The case was tried before the court and a jury. At the conclusion of the appellants’ evidence, the respondent challenged the legal sufficiency of such evidence to sustain the charge of fraud, and moved the court to discharge the jury, and enter a judgment in his favor, pursuant to the provisions of section 4994 of the Code (Ballinger’s). This motion the court denied, and afterwards submitted the question of the good faith of the mortgage to the consideration of the jury, who returned a verdict in favor of the appellants. The respondent thereafter moved the court to set aside the verdict and grant a new trial, and, on the hearing of this motion, urged anew the question *82of the sufficiency of the evidence to justify the jury in finding the mortgage fraudulent. The trial judge reconsidered his former ruling, held the evidence insufficient, set aside the verdict of the jury, and entered a judgment in favor of the respondent for $2,083 and costs of the action. This appeal is from that judgment.

Counsel for the respective parties have discussed at length the interesting question, whether or not the trial court had power, after the return of the verdict of the jury, to review and reverse its former ruling on the sufficiency of the evidence, hut we have found it unnecessary to determine the question. This was the fifth time this case had been tried, each trial being had before a jury. On two of these trials the jury disagreed, and on three of them they found for the defendants — the present appellants. The two former verdicts in favor of the defendants were set aside by this court, on the appeal of the present respondent, because of error in the instructions of the court; 22 Wash. 284, 60 Pac. 649, 79 Am.

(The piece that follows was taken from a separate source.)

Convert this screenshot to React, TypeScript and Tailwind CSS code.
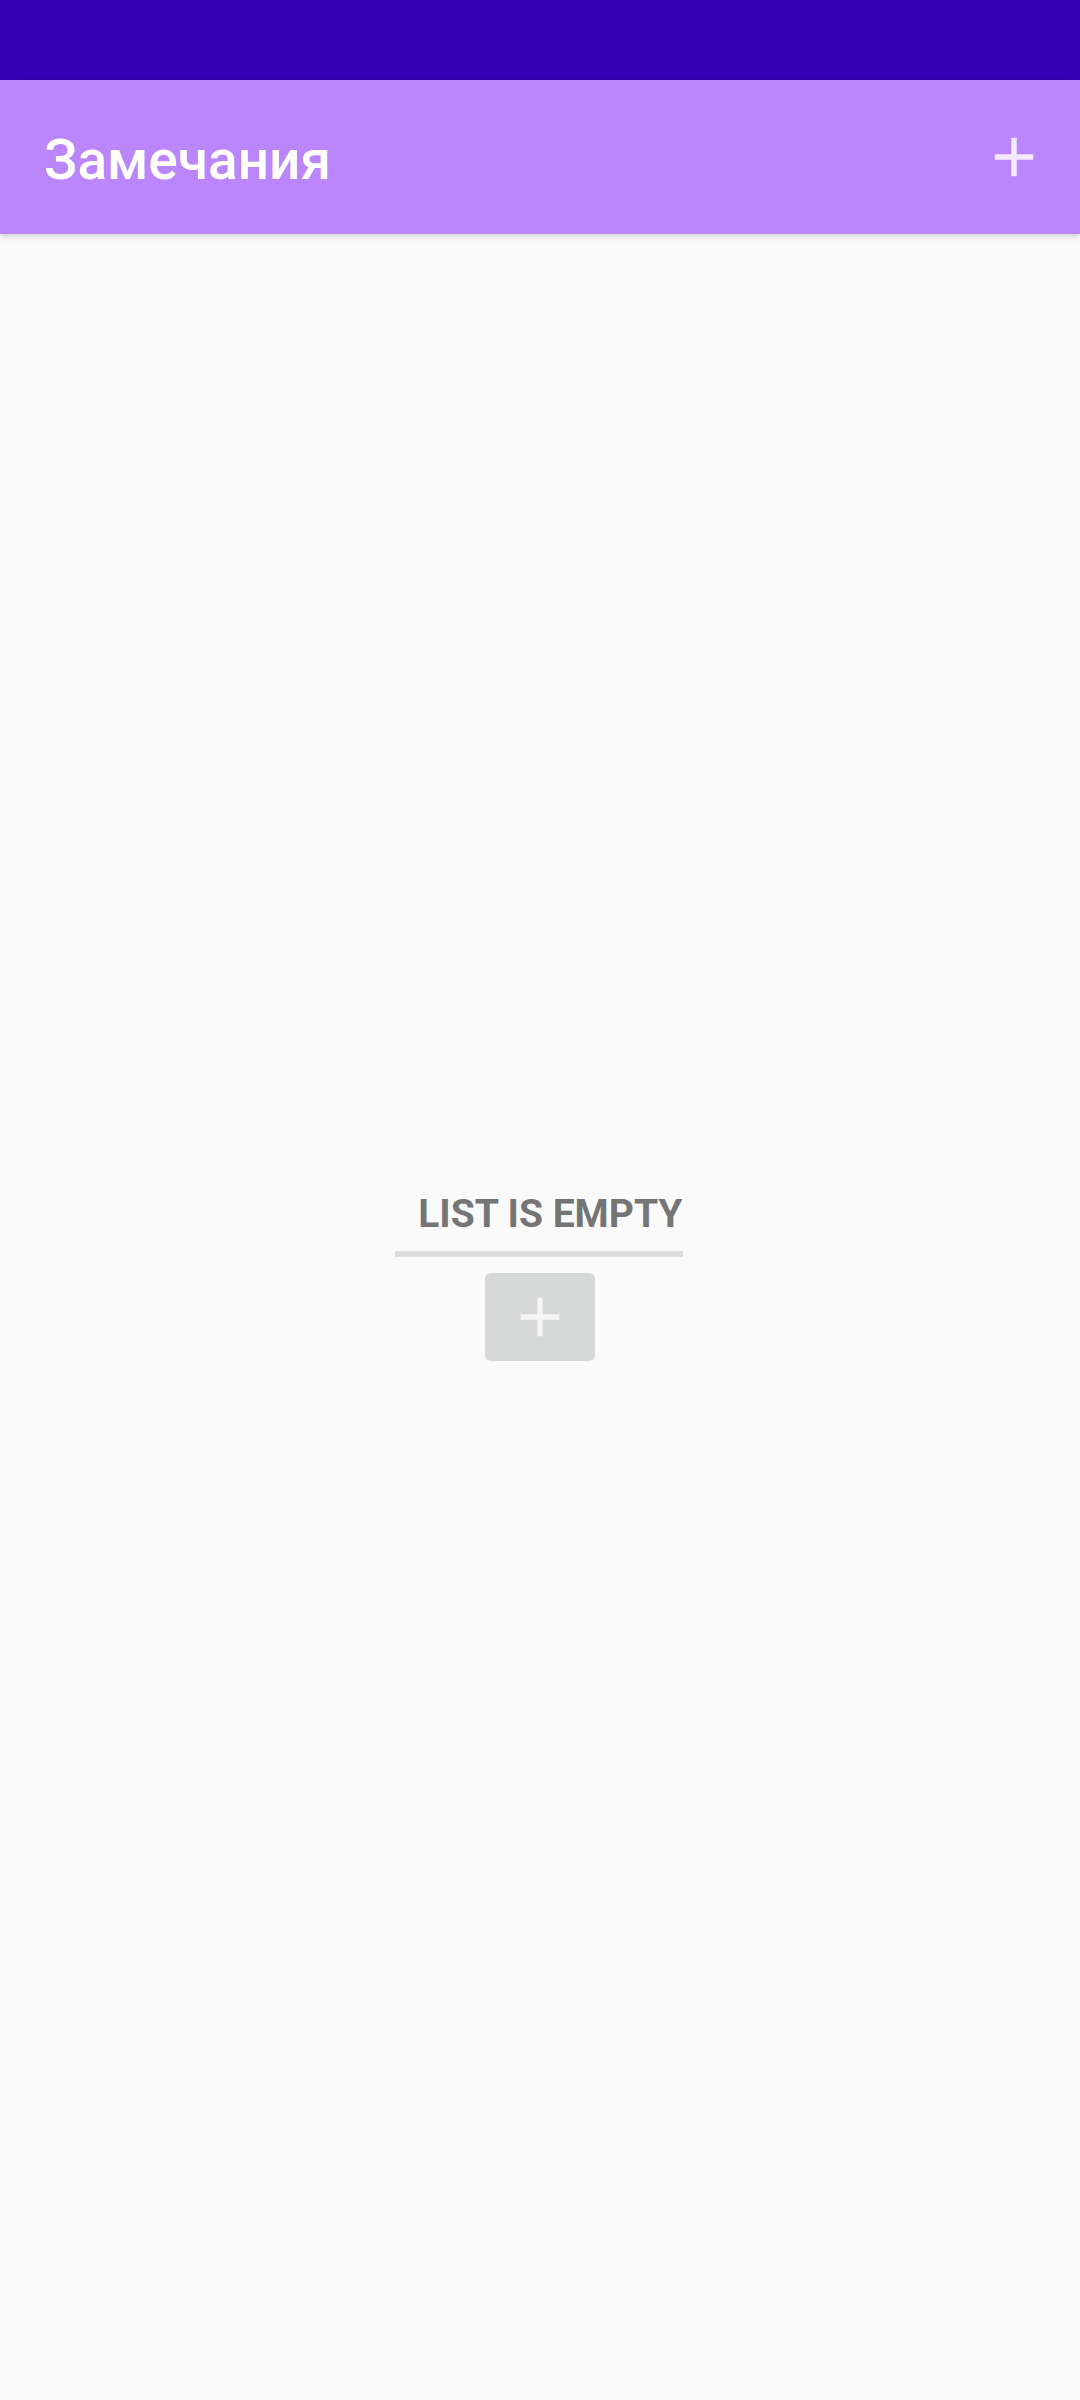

St. 933; 29 Wash. 155, 69 Pac. 738. It is not disputed that the evidence touching the validity of the chattel mortgage was, in all of these trials, substantially the same, and that in all of them, prior to the last one, it was assumed, if not conceded, that the evidence, if believed by the jury, was sufficient to sustain a judgment in favor of the defendants. While these facts may not require a reversal of the present judgment, if it be true that the evidence is insufficient to sustain such a judgment, still it would seem that it furnished some reason for doubting the soundness of the contention that it was insufficient to sustain the verdict.

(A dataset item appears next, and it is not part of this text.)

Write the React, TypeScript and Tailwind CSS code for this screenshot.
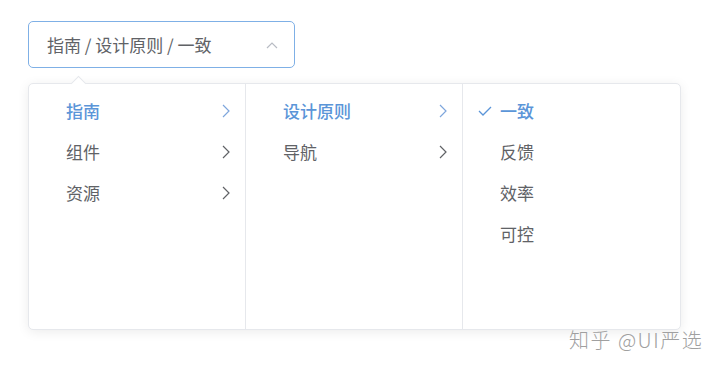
import React from 'react'

const font = { fontFamily: '"Noto Sans CJK SC", "Noto Sans", sans-serif' }

type Item = { label: string; active?: boolean; hasChildren?: boolean; checked?: boolean }

const columns: Item[][] = [
    [
        { label: '指南', active: true, hasChildren: true },
        { label: '组件', hasChildren: true },
        { label: '资源', hasChildren: true },
    ],
    [
        { label: '设计原则', active: true, hasChildren: true },
        { label: '导航', hasChildren: true },
    ],
    [
        { label: '一致', active: true, checked: true },
        { label: '反馈' },
        { label: '效率' },
        { label: '可控' },
    ],
]

const Chevron = ({ active }: { active?: boolean }) => (
    <svg width="8" height="14" viewBox="0 0 8 14" fill="none">
        <path d="M1 1l6 6-6 6" stroke={active ? '#7ea6dc' : '#606266'} strokeWidth="1.2" />
    </svg>
)

const Check = () => (
    <svg width="14" height="10" viewBox="0 0 14 10" fill="none">
        <path d="M1 5l4 4 8-8" stroke="#5b95d8" strokeWidth="1.3" />
    </svg>
)

export default function App() {
    return (
        <div className="w-[720px] h-[370px] bg-white relative overflow-hidden" style={font}>
            <div className="pt-[21px] pl-[28px]">
                {/* Input */}
                <div className="w-[267px] h-[47px] border border-[#7fb0e6] rounded-[5px] flex items-center justify-between pl-[18px] pr-[16px]">
                    <span className="text-[17px] text-[#606266]">指南 / 设计原则 / 一致</span>
                    <svg width="12" height="8" viewBox="0 0 12 8" fill="none">
                        <path d="M1 7l5-5 5 5" stroke="#b8bcc4" strokeWidth="1.2" />
                    </svg>
                </div>

                {/* Dropdown */}
                <div className="relative mt-[15px] w-[653px] h-[247px] bg-white border border-[#e6e8ec] rounded-[5px] shadow-[0_2px_12px_rgba(0,0,0,0.08)] flex">
                    <div className="absolute -top-[6px] left-[44px] w-[11px] h-[11px] bg-white border-l border-t border-[#e6e8ec] rotate-45" />
                    {columns.map((col, ci) => (
                        <div
                            key={ci}
                            className={`w-[217px] pt-[6px] ${ci < 2 ? 'border-r border-[#e6e8ec]' : ''}`}
                        >
                            {col.map((it) => (
                                <div
                                    key={it.label}
                                    className={`h-[41px] flex items-center text-[17px] ${ci === 2 ? 'pl-[15px]' : 'pl-[37px]'} pr-[15px] ${it.active ? 'text-[#5b95d8] font-medium' : 'text-[#606266]'}`}
                                >
                                    {ci === 2 && (
                                        <span className="w-[22px] flex items-center">{it.checked && <Check />}</span>
                                    )}
                                    <span className="flex-1">{it.label}</span>
                                    {it.hasChildren && <Chevron active={it.active} />}
                                </div>
                            ))}
                        </div>
                    ))}
                </div>
            </div>

            {/* Watermark */}
            <div className="absolute left-[569px] top-[325px] text-[20px] font-light text-[#a0a0a0] tracking-[1.5px]">知乎 @UI严选</div>
        </div>
    )
}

But a perusal of the evidence itself does not, to our minds, leave the question in doubt. The transaction was between brothers. The mortgage was given to secure a purported debt to a person to whom the mortgagor had *83repeatedly declared lie owed nothing. It was given when the mortgagor was insolvent, when he was on the brink of financial ruin, and its effect w'as, if valid, to defeat creditors who had sold the mortgagor on credit some of the very goods included in the mortgage. The stock of goods and fixtures were estimated by the mortgagor at $4,000, by the mortgagee at $3,000, and the debt was but $1,650; yet the parties included in the mortgage everything the mortgagor owned — not only the grocery and its fixtures, hut a cow and her calf, four horses, two delivery wagons, one buggy, one set double harness, and one set single harness, a part of which only could he said to have any connection with the grocery. There was evidence of acts, participated in by the mortgagee, occurring subsequently to the execution, that were hardly consistent with the idea that the mortgage was given solely to secure a debt, but it is unnecessary to pursue the inquiry further. The evidence made the question of fraud one for the jury, and the court erred in holding otherwise.

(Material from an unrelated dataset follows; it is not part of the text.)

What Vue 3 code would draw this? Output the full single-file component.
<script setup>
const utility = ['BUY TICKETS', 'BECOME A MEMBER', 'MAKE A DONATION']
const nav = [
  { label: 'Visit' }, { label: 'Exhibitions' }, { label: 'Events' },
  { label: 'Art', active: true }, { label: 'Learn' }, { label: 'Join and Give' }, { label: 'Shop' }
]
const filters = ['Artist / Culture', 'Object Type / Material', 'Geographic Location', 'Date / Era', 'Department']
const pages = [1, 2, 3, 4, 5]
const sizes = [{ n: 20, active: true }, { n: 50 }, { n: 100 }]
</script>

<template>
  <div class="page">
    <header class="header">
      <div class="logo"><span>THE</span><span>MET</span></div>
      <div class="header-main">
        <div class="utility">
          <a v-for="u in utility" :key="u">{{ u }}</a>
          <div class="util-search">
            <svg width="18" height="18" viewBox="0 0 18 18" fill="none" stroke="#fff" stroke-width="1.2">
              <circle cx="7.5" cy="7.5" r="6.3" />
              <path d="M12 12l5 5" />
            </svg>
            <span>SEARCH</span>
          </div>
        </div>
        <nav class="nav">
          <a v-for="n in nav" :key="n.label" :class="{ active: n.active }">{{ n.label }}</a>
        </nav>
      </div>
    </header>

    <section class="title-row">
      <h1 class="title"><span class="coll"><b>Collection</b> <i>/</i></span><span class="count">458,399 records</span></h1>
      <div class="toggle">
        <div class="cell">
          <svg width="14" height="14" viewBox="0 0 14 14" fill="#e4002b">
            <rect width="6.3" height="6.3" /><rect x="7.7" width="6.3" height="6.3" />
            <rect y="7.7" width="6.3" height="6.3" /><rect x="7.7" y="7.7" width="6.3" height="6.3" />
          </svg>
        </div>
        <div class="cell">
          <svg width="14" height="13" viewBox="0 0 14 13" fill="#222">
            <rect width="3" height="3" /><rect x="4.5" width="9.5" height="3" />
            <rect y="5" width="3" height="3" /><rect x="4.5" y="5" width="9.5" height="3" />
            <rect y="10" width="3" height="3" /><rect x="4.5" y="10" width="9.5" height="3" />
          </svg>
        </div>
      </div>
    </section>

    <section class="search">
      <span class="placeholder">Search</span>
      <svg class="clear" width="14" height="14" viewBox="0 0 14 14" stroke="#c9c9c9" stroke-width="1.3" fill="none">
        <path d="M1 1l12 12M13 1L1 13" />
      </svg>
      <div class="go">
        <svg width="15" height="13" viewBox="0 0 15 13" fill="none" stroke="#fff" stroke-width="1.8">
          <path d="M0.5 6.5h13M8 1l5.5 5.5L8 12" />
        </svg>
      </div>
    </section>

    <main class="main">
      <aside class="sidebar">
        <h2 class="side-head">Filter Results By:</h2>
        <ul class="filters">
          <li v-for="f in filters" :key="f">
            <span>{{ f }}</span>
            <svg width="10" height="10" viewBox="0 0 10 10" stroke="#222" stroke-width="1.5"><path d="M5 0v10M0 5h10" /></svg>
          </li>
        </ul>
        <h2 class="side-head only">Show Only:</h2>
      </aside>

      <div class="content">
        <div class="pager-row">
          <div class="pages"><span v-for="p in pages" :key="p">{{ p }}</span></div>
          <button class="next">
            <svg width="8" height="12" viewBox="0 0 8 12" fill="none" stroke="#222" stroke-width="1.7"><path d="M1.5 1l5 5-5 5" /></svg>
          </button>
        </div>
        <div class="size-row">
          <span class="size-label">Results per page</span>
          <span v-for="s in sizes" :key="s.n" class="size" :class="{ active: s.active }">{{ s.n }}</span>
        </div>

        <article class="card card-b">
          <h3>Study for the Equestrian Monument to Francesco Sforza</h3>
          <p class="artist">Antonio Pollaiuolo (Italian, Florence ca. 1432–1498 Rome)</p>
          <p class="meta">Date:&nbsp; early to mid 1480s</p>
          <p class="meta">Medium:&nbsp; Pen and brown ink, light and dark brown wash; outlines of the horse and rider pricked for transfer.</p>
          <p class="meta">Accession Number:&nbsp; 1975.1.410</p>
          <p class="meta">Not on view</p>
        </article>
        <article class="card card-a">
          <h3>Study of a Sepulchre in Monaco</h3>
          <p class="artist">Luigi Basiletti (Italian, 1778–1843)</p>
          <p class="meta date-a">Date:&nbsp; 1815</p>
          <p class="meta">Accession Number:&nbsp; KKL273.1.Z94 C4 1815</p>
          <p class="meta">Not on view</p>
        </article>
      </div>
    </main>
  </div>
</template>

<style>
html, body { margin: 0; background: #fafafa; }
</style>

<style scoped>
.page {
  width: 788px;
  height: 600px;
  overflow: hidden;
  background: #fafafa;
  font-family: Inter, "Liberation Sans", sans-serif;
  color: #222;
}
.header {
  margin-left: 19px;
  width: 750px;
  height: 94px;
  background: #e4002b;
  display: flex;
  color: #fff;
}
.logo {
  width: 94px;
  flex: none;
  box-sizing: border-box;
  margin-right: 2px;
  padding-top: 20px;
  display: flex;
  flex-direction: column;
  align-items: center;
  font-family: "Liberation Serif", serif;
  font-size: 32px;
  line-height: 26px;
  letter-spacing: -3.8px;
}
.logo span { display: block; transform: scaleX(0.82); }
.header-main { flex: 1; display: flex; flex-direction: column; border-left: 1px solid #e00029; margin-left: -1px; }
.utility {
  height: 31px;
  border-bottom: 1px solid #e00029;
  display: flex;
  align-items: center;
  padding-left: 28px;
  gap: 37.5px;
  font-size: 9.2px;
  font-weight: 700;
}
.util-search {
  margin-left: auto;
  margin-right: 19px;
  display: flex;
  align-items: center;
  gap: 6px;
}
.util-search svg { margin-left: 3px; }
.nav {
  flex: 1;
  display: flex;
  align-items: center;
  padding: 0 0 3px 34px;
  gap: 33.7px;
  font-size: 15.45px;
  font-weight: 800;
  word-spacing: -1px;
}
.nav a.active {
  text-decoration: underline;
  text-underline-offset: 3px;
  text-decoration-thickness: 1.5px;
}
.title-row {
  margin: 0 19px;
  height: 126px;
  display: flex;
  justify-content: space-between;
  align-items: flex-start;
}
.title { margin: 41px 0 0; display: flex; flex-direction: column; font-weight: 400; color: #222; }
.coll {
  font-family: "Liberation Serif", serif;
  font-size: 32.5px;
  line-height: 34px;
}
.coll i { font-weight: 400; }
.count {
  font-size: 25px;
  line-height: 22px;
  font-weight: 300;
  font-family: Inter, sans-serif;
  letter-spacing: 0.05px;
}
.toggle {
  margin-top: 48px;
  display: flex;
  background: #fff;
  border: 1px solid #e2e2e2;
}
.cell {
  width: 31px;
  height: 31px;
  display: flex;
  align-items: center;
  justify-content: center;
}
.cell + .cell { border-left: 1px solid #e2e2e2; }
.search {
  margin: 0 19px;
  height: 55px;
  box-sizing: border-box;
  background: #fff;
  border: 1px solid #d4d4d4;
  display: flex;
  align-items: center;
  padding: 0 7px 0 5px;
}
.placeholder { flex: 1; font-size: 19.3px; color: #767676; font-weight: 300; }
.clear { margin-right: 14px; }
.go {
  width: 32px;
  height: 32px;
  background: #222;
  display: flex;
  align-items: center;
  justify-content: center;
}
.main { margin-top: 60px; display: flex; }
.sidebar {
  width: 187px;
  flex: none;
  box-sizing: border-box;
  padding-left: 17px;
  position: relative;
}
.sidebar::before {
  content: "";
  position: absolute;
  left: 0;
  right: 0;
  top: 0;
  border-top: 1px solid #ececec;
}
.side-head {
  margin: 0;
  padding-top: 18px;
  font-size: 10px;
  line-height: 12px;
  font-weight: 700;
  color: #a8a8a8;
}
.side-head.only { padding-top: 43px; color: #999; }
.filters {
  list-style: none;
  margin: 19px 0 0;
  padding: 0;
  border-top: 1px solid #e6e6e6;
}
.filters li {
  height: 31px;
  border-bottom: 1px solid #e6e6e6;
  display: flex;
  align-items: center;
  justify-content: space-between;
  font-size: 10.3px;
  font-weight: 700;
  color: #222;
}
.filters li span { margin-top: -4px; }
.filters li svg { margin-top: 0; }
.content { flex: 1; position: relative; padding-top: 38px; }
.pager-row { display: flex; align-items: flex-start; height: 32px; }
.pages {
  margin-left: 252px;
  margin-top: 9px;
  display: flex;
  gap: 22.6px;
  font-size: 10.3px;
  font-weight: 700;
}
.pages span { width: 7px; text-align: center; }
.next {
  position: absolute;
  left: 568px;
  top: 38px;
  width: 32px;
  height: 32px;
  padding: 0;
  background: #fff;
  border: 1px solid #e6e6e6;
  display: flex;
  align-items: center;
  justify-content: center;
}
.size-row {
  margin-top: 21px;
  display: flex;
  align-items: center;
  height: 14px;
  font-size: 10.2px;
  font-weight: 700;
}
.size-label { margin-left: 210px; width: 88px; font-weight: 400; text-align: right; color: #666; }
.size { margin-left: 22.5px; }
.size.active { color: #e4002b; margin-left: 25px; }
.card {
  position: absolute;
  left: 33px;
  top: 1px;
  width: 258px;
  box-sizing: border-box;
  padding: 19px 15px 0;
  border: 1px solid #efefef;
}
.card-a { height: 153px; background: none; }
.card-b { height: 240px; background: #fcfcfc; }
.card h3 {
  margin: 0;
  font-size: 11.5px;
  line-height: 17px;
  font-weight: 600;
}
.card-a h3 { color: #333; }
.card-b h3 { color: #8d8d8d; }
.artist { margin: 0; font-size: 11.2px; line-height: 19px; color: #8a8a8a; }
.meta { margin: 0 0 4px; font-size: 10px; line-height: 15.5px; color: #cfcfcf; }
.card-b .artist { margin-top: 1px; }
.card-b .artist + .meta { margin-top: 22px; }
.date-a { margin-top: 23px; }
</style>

This conclusion requires a reversal of the judgment, and it becomes material to inquire what form the order remanding the cause to the lower court should take. The respondent insists that he is entitled to a new trial in any event, on the ground of the erroneous instructions given the jury. The instructions complained of are as follows:

“16 th. A debtor who is insolvent, or in failing circumstances, has no right to execute a chattel mortgage upon all of his property and surrender possession thereof to one creditor, and have a secret understanding with the mortgagee that said debtor shall secretly receive any part of said property or the proceeds thereof, so as to wrongfully deprive any other creditor thereof. And where such is the fact, such chattel mortgage is fraudulent and void.
*84“17th. If a debtor in failing circumstances makes a transfer of all bis property, purporting upon its face to be absolute and without reservation, and at the same time there is a concealed agreement between the parties to it, inconsistent with its terms, intending to secretly secure a benefit or an advantage to the debtor at the expense of those whom he owes, such a trust thus secretly created is a fraud upon creditors.”

It is claimed that these instructions are erroneous because the trial court has no right to say “that this or that circumstance showed fraud, as a matter of law, but that all the circumstances should be submitted to the jury as evidence only.” But the respondent mistakes the rule. While it is error to say that particular acts, if proven, constitute fraud, when in fact they are only evidence of fraud, yet, if the circumstances proven do constitute fraud, it is not error for the court to so tell the jury. In other words, there are certain conditions that constitute fraud in law, whether it he the result of one or of a series of acts, and it is never error for the court to instruct the jury what these conditions are, if pertinent to the particular case. The instructions complained of here do not violate the rule. The court should have entered judgment on the verdict. The judgment is therefore reversed, and the cause remanded, with instructions to enter a judgment in accordance with the verdict of the jury.

Mount, Dunbar, Hadley, and Anders, JJ., concur.